● Brief: Every line below is to be copied exactly, with the pictures left out.

● Stored data:
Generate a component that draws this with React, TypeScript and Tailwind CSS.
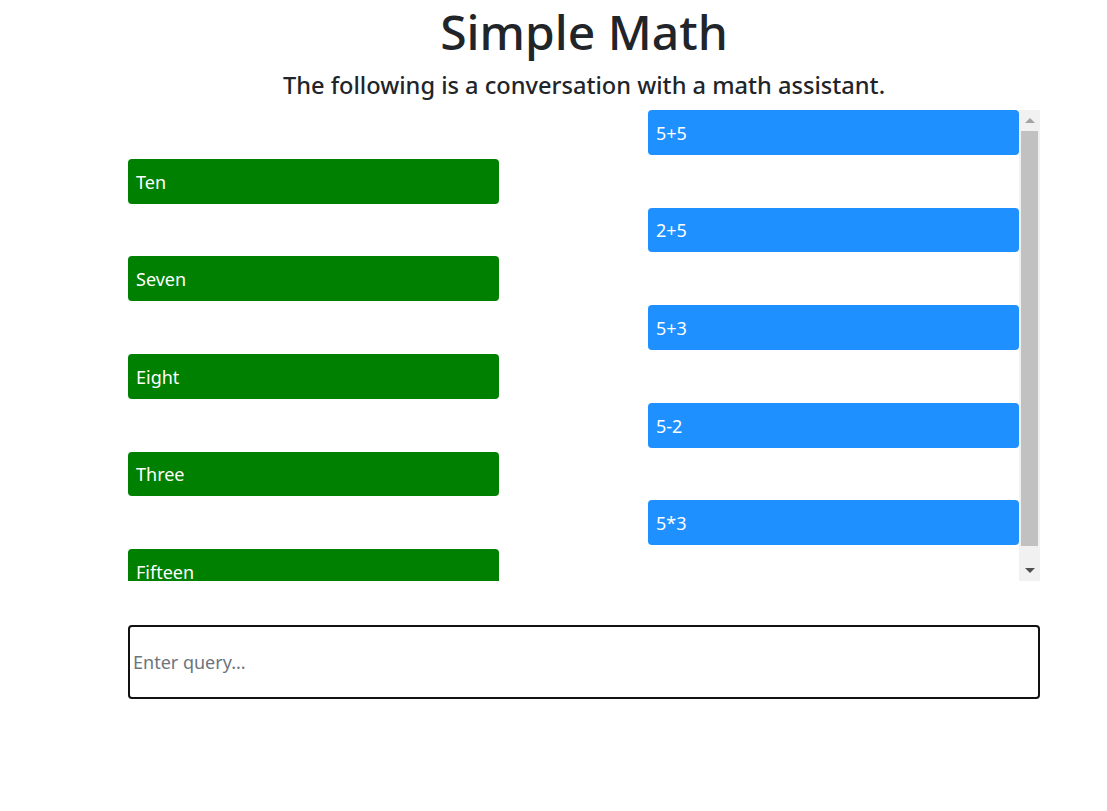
import React, { useState } from "react";

type Message = {
  text: string;
  fromUser: boolean;
};

const initialMessages: Message[] = [
  { text: "5+5", fromUser: true },
  { text: "Ten", fromUser: false },
  { text: "2+5", fromUser: true },
  { text: "Seven", fromUser: false },
  { text: "5+3", fromUser: true },
  { text: "Eight", fromUser: false },
  { text: "5-2", fromUser: true },
  { text: "Three", fromUser: false },
  { text: "5*3", fromUser: true },
  { text: "Fifteen", fromUser: false },
];

// classic scrollbar look (the page runs with hidden native scrollbars)
const ScrollBar = () => (
  <div className="flex w-[21px] shrink-0 flex-col bg-[#f1f1f1]">
    <div className="flex h-[21px] items-center justify-center">
      <div className="h-0 w-0 border-x-[5px] border-b-[5px] border-x-transparent border-b-[#a3a3a3]" />
    </div>
    <div className="mx-[2px] h-[415px] bg-[#c1c1c1]" />
    <div className="flex-1" />
    <div className="flex h-[21px] items-center justify-center">
      <div className="h-0 w-0 border-x-[5px] border-t-[5px] border-x-transparent border-t-[#505050]" />
    </div>
  </div>
);

const App = () => {
  const [messages] = useState<Message[]>(initialMessages);
  const [query, setQuery] = useState<string>("");

  return (
    <div className="min-h-screen bg-white font-['Noto_Sans','Open_Sans',sans-serif] text-[#212529]">
      <div className="ml-[128px] w-[912px]">
        <h1 className="mt-[3px] text-center text-[48px] font-medium leading-[1.2]">
          Simple Math
        </h1>
        <h4 className="mt-[7px] mb-[7px] text-center text-[23.6px] font-medium leading-[1.5]">
          The following is a conversation with a math assistant.
        </h4>

        {/* chat history */}
        <div className="flex h-[471px]">
          <div className="flex-1 overflow-y-auto [scrollbar-width:none]">
            {messages.map((message, index) => (
              <div
                key={index}
                className={
                  message.fromUser
                    ? "mb-1 flex justify-end"
                    : "mb-1 flex justify-start"
                }
              >
                <div
                  className={
                    message.fromUser
                      ? "flex h-[44.8px] w-[371px] items-center rounded bg-[#1e90ff] px-2 pt-[2px] text-[18px] text-white"
                      : "flex h-[44.8px] w-[371px] items-center rounded bg-[#008000] px-2 pt-[2px] text-[18px] text-white"
                  }
                >
                  {message.text}
                </div>
              </div>
            ))}
          </div>
          <ScrollBar />
        </div>

        <input
          type="text"
          autoFocus
          className="mt-[44px] block h-[74px] w-full rounded border-2 border-[#111] px-[3px] text-[18px] text-[#212529] placeholder:text-[#6c757d] focus:outline-none"
          placeholder="Enter query..."
          value={query}
          onChange={(e) => setQuery(e.target.value)}
        />
      </div>
    </div>
  );
};

export default App;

● Answer to this problem:
Generate a component that draws this with React, TypeScript and Tailwind CSS.
import React, { useState } from "react";

type Message = {
  text: string;
  fromUser: boolean;
};

const initialMessages: Message[] = [
  { text: "5+5", fromUser: true },
  { text: "Ten", fromUser: false },
  { text: "2+5", fromUser: true },
  { text: "Seven", fromUser: false },
  { text: "5+3", fromUser: true },
  { text: "Eight", fromUser: false },
  { text: "5-2", fromUser: true },
  { text: "Three", fromUser: false },
  { text: "5*3", fromUser: true },
  { text: "Fifteen", fromUser: false },
];

// classic scrollbar look (the page runs with hidden native scrollbars)
const ScrollBar = () => (
  <div className="flex w-[21px] shrink-0 flex-col bg-[#f1f1f1]">
    <div className="flex h-[21px] items-center justify-center">
      <div className="h-0 w-0 border-x-[5px] border-b-[5px] border-x-transparent border-b-[#a3a3a3]" />
    </div>
    <div className="mx-[2px] h-[415px] bg-[#c1c1c1]" />
    <div className="flex-1" />
    <div className="flex h-[21px] items-center justify-center">
      <div className="h-0 w-0 border-x-[5px] border-t-[5px] border-x-transparent border-t-[#505050]" />
    </div>
  </div>
);

const App = () => {
  const [messages] = useState<Message[]>(initialMessages);
  const [query, setQuery] = useState<string>("");

  return (
    <div className="min-h-screen bg-white font-['Noto_Sans','Open_Sans',sans-serif] text-[#212529]">
      <div className="ml-[128px] w-[912px]">
        <h1 className="mt-[3px] text-center text-[48px] font-medium leading-[1.2]">
          Simple Math
        </h1>
        <h4 className="mt-[7px] mb-[7px] text-center text-[23.6px] font-medium leading-[1.5]">
          The following is a conversation with a math assistant.
        </h4>

        {/* chat history */}
        <div className="flex h-[471px]">
          <div className="flex-1 overflow-y-auto [scrollbar-width:none]">
            {messages.map((message, index) => (
              <div
                key={index}
                className={
                  message.fromUser
                    ? "mb-1 flex justify-end"
                    : "mb-1 flex justify-start"
                }
              >
                <div
                  className={
                    message.fromUser
                      ? "flex h-[44.8px] w-[371px] items-center rounded bg-[#1e90ff] px-2 pt-[2px] text-[18px] text-white"
                      : "flex h-[44.8px] w-[371px] items-center rounded bg-[#008000] px-2 pt-[2px] text-[18px] text-white"
                  }
                >
                  {message.text}
                </div>
              </div>
            ))}
          </div>
          <ScrollBar />
        </div>

        <input
          type="text"
          autoFocus
          className="mt-[44px] block h-[74px] w-full rounded border-2 border-[#111] px-[3px] text-[18px] text-[#212529] placeholder:text-[#6c757d] focus:outline-none"
          placeholder="Enter query..."
          value={query}
          onChange={(e) => setQuery(e.target.value)}
        />
      </div>
    </div>
  );
};

export default App;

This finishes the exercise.